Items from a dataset
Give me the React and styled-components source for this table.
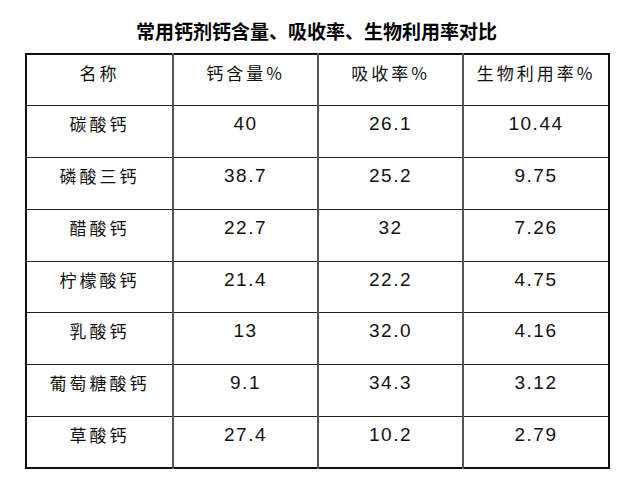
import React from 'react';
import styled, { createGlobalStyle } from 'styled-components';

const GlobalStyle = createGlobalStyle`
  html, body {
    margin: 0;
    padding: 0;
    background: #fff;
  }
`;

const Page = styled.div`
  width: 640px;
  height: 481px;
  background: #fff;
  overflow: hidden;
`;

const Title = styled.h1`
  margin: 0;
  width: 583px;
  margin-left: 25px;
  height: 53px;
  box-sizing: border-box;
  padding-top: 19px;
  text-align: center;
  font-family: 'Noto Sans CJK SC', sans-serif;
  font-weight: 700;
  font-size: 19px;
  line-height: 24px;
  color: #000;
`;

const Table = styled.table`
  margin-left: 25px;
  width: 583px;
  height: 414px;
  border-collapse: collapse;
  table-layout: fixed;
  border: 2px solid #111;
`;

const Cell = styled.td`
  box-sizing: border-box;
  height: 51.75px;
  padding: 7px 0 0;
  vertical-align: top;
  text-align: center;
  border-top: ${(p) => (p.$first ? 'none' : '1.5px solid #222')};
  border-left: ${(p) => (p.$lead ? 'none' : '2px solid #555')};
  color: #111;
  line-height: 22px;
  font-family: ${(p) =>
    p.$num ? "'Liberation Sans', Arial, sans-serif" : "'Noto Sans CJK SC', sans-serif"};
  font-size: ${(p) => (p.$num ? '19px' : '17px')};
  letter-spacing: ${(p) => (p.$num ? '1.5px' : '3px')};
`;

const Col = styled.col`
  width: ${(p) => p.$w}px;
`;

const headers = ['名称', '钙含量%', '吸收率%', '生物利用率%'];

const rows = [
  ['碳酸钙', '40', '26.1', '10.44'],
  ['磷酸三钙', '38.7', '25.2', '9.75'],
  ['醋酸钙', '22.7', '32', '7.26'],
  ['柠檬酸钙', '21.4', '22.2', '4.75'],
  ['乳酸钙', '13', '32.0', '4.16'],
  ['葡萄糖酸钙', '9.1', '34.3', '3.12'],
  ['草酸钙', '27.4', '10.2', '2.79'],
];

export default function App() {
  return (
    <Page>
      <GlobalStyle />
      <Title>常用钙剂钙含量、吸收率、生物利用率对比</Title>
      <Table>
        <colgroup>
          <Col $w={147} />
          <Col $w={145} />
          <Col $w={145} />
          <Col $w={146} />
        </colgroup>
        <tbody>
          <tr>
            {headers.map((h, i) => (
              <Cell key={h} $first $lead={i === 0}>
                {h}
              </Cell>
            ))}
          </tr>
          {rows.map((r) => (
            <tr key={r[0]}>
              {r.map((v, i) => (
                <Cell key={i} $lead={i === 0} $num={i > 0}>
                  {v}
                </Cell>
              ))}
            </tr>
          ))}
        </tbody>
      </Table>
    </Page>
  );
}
* * *
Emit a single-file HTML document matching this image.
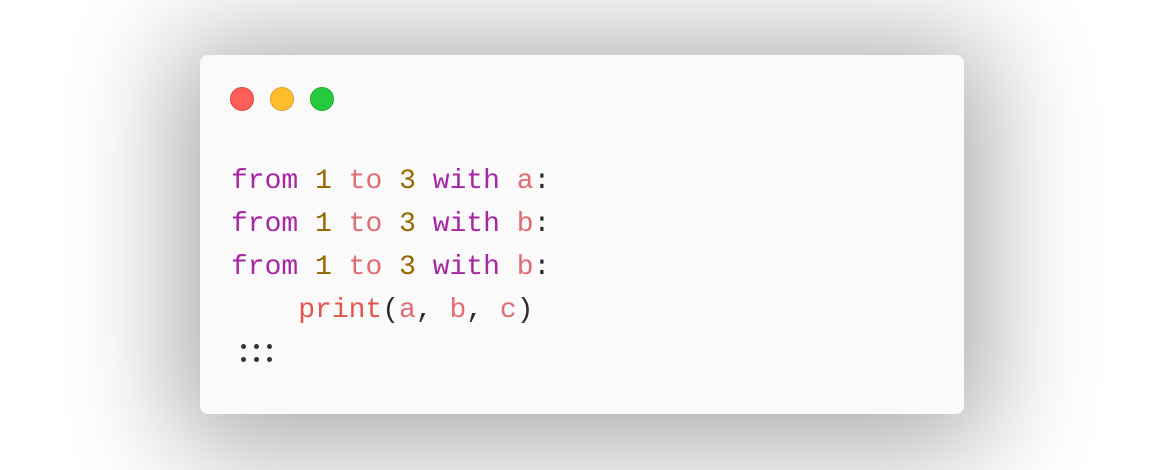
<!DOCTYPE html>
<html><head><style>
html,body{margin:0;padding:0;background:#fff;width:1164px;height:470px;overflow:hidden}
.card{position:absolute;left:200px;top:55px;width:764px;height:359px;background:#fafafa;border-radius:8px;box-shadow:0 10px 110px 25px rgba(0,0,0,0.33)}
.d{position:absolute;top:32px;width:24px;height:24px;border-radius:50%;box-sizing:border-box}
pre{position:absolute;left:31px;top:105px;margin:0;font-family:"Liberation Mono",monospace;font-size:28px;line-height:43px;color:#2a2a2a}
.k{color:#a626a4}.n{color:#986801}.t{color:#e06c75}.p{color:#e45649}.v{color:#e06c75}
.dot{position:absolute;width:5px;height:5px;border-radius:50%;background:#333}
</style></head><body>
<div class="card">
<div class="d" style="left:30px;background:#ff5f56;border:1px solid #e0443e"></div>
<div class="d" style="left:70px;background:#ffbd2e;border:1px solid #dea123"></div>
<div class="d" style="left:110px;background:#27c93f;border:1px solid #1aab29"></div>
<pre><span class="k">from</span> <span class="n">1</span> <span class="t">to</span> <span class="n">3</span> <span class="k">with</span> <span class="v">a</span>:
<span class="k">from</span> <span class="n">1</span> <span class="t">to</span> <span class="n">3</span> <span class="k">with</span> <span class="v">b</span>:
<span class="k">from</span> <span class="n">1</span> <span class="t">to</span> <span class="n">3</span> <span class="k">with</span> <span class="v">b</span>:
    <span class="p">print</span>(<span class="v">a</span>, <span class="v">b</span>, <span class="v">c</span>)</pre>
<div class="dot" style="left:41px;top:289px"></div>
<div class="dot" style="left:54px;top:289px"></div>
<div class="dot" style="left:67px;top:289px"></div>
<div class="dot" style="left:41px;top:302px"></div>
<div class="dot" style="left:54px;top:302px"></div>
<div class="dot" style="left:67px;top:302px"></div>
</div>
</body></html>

What the task requires: Above are some entries. Restate word for word the lines from the one holding "Give me the" through the one holding "const headers = ['名称', '钙含量%', '吸收率%', '生物利用率%'];", but not the pictures.

Output for this exercise:
Give me the React and styled-components source for this table.
import React from 'react';
import styled, { createGlobalStyle } from 'styled-components';

const GlobalStyle = createGlobalStyle`
  html, body {
    margin: 0;
    padding: 0;
    background: #fff;
  }
`;

const Page = styled.div`
  width: 640px;
  height: 481px;
  background: #fff;
  overflow: hidden;
`;

const Title = styled.h1`
  margin: 0;
  width: 583px;
  margin-left: 25px;
  height: 53px;
  box-sizing: border-box;
  padding-top: 19px;
  text-align: center;
  font-family: 'Noto Sans CJK SC', sans-serif;
  font-weight: 700;
  font-size: 19px;
  line-height: 24px;
  color: #000;
`;

const Table = styled.table`
  margin-left: 25px;
  width: 583px;
  height: 414px;
  border-collapse: collapse;
  table-layout: fixed;
  border: 2px solid #111;
`;

const Cell = styled.td`
  box-sizing: border-box;
  height: 51.75px;
  padding: 7px 0 0;
  vertical-align: top;
  text-align: center;
  border-top: ${(p) => (p.$first ? 'none' : '1.5px solid #222')};
  border-left: ${(p) => (p.$lead ? 'none' : '2px solid #555')};
  color: #111;
  line-height: 22px;
  font-family: ${(p) =>
    p.$num ? "'Liberation Sans', Arial, sans-serif" : "'Noto Sans CJK SC', sans-serif"};
  font-size: ${(p) => (p.$num ? '19px' : '17px')};
  letter-spacing: ${(p) => (p.$num ? '1.5px' : '3px')};
`;

const Col = styled.col`
  width: ${(p) => p.$w}px;
`;

const headers = ['名称', '钙含量%', '吸收率%', '生物利用率%'];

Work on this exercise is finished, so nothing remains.